Una vez tomada la oficina, las represalias fueron durísimas con quienes no alcanzaron a huir. “Se encarceló y torturó a los obreros que no habían huido, las persecuciones se hicieron por diferentes oficinas salitreras que se habían adherido al paro, 600 obreros fueron apresados en la pampa y enviados al velódromo de Iquique”, señala una reseña de los hechos del Archivo Nacional de Chile. Pese a que las autoridades hablaron de 59 muertos, la Historiografía posterior estima los caídos en 2.000.

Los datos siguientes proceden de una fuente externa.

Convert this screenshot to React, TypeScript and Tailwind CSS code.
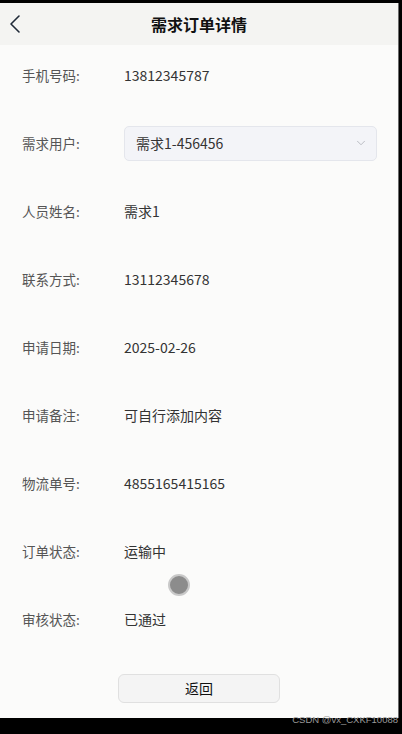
import { ChevronDown } from "lucide-react";

const FONT = { fontFamily: '"Noto Sans CJK SC", "Noto Sans", sans-serif' };

type Row = { label: string; value: string; select?: boolean };

const ROWS: Row[] = [
  { label: "手机号码:", value: "13812345787" },
  { label: "需求用户:", value: "需求1-456456", select: true },
  { label: "人员姓名:", value: "需求1" },
  { label: "联系方式:", value: "13112345678" },
  { label: "申请日期:", value: "2025-02-26" },
  { label: "申请备注:", value: "可自行添加内容" },
  { label: "物流单号:", value: "4855165415165" },
  { label: "订单状态:", value: "运输中" },
  { label: "审核状态:", value: "已通过" },
];

function BackIcon() {
  return (
    <svg width="12" height="20" viewBox="0 0 12 20" fill="none">
      <path d="M10 2 L2 10 L10 18" stroke="#1f2937" strokeWidth="1.6" strokeLinecap="round" strokeLinejoin="round" />
    </svg>
  );
}

function DetailRow({ row }: { row: Row }) {
  return (
    <div className="flex items-center h-[34px]">
      <span className="w-[124px] shrink-0 pl-[22px] text-[13.5px] text-[#555]">{row.label}</span>
      {row.select ? (
        <div className="flex items-center justify-between w-[253px] h-[35px] pl-[11px] pr-[8px] rounded-[5px] border border-[#e4e6ec] bg-[#f3f4f8]">
          <span className="text-[14px] text-[#333]">{row.value}</span>
          <ChevronDown size={14} strokeWidth={1.3} color="#a8abb2" />
        </div>
      ) : (
        <span className="text-[14px] text-[#333]">{row.value}</span>
      )}
    </div>
  );
}

export default function App() {
  return (
    <div style={FONT} className="relative flex flex-col h-[734px] w-[402px] bg-black">
      <div className="h-[3px]" />
      <div className="flex flex-col h-[715px] w-[399px] bg-[#fbfbfa] border-r border-[#6b6b6b]">
        <div className="relative flex items-center justify-center h-[42px] bg-[#f4f4f2]">
          <button type="button" className="absolute left-[9px] top-[11px]">
            <BackIcon />
          </button>
          <h1 className="text-[16px] font-bold text-[#111]">需求订单详情</h1>
        </div>

        <div className="relative flex flex-col gap-[34px] pt-[13px]">
          {ROWS.map((row) => (
            <DetailRow key={row.label} row={row} />
          ))}
          <div className="absolute left-[168px] top-[529px] w-[22px] h-[22px] rounded-full bg-[#8c8c8c] border-2 border-[#c9c9c9]" />
        </div>

        <div className="flex justify-center pt-[38px]">
          <button
            type="button"
            className="w-[162px] h-[29px] rounded-[6px] border border-[#e0e0e0] bg-[#f4f4f4] text-[14px] text-[#111]"
          >
            返回
          </button>
        </div>
      </div>
      <span
        className="absolute right-[4px] bottom-[10px] text-[9.5px] leading-none text-[#9a9a9a]"
        style={{ fontFamily: '"Liberation Sans", sans-serif' }}
      >
        CSDN @vx_CXKF10088
      </span>
    </div>
  );
}
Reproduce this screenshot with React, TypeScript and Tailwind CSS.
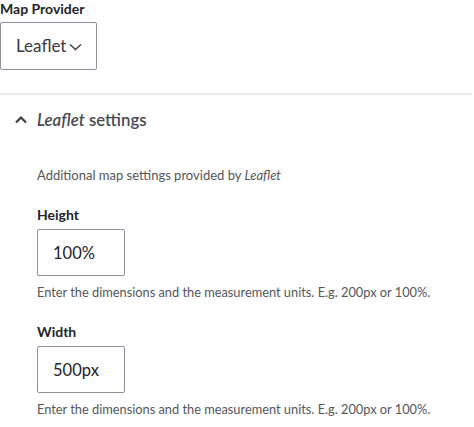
import { useState } from 'react';

export default function App() {
  const [open, setOpen] = useState(true);
  const [height, setHeight] = useState('100%');
  const [width, setWidth] = useState('500px');

  const help = 'Enter the dimensions and the measurement units. E.g. 200px or 100%.';

  return (
    <div className="w-[474px] h-[427px] overflow-hidden bg-white text-[#222330]" style={{ fontFamily: 'Lato, "Noto Sans", sans-serif' }}>
      {/* Provider select */}
      <div className="pt-[1px]">
        <label className="block text-[14px] font-bold leading-[16px] text-[#232429]">Map Provider</label>
        <div className="mt-[5px] w-[97px] h-[48px] border border-[#8e929c] rounded-[2px] flex items-center pl-[15px] text-[17px] text-[#393a42]">
          <span>Leaflet</span>
          <svg className="ml-[3px] mt-[1px]" width="13" height="8" viewBox="0 0 13 8" fill="none" stroke="#444" strokeWidth="1.6">
            <path d="M1 1.5l5.5 5 5.5-5" />
          </svg>
        </div>
      </div>

      {/* Details */}
      <div className="mt-[23px] border-t-2 border-[#ececec] w-[472px]">
        <button
          type="button"
          onClick={() => setOpen(!open)}
          className="flex items-center h-[49px] pl-[15px] text-[16.8px] text-[#4a4b52]"
        >
          <svg width="12" height="9" viewBox="0 0 12 9" fill="none" stroke="#3b3c42" strokeWidth="2.2">
            <path d="M1 7.5l5-5 5 5" />
          </svg>
          <span className="ml-[10px]">
            <em className="font-semibold">Leaflet</em><span className="font-semibold"> settings</span>
          </span>
        </button>

        {open && (
          <div className="pl-[37px] pt-[1px]">
            <p className="text-[13px] leading-[14px] text-[#55565b] mt-[23px]">
              Additional map settings provided by <em>Leaflet</em>
            </p>

            <div className="mt-[25px]">
              <label className="block text-[14px] font-bold leading-[16px] text-[#232429]">Height</label>
              <input
                value={height}
                onChange={(e) => setHeight(e.target.value)}
                className="mt-[6px] w-[88px] h-[47px] border border-[#8e929c] rounded-[2px] px-[15px] text-[16.5px] text-[#232429] outline-none"
              />
              <p className="mt-[9px] text-[12.8px] leading-[14px] text-[#55565b]">{help}</p>
            </div>

            <div className="mt-[25px]">
              <label className="block text-[14px] font-bold leading-[16px] text-[#232429]">Width</label>
              <input
                value={width}
                onChange={(e) => setWidth(e.target.value)}
                className="mt-[6px] w-[88px] h-[47px] border border-[#8e929c] rounded-[2px] px-[15px] text-[16.5px] text-[#232429] outline-none"
              />
              <p className="mt-[9px] text-[12.8px] leading-[14px] text-[#55565b]">{help}</p>
            </div>
          </div>
        )}
      </div>
    </div>
  );
}
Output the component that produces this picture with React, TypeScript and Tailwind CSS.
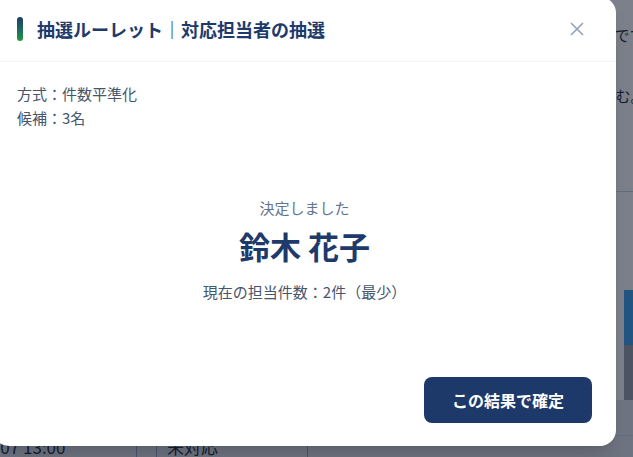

Para el gobierno de Alessandri, la actuación del Ejército fue la adecuada y la respaldó, así lo expresó posteriormente en un telegrama al Intendente donde se refirió a los hechos. “Agradezco a usted, a los jefes oficiales y suboficiales y tropas de su mando, los dolorosos esfuerzos y sacrificios patrióticamente gastados para restaurar el orden público y para defender la propiedad y la vida injustamente atacados por instigadores de espíritus extraviados o perverso”. Sin embargo, también hizo énfasis en que esperaba que los efectos de las leyes sociales -dictadas por su gobierno- comenzaran a dar frutos. “El gobierno está viva y enérgicamente preocupado de imponer el estricto cumplimiento de esas leyes que importan y aseguran un mínimo de bienestar material, intelectual y moral a todos los ciudadanos de este país y presentar su mejoramiento considerable y efectivo en orden a las condiciones generales de vida del proletariado nacional”.

En su declaración, el “León” hacía énfasis en que combatía a los elementos que a su juicio “envenenaban” el ambiente. “Desgraciadamente, espíritus perversos, extraviados, enfermos de odio y destrucción se esfuerzan por envenenar el ambiente y mientras el gobierno busca el bien de todos en la armonía, en la concordia, en el equilibrio entre los derechos y los deberes, entre los poderosos y los débiles, los sembradores enconados de odios, rencores y resentimientos, levantan tormentos de desorden que forzosamente resuelven en desgracias en pérdidas de vida, hecatombes que desgarran mi alma y que desploman mi espíritu, ante la magnitud de las injusticias y de la incomprensión de aquellos mismos a quienes he servido con tanta resolución”. Poco después, en un plebiscito de agosto de 1925, Alessandri lograría aprobar su proyecto para una nueva Constitución y terminaría su mandato presidencial con polémica, al enfrentarse a su rival, Carlos Ibáñez del Campo, el “Caballo”. Pero esa es otra historia.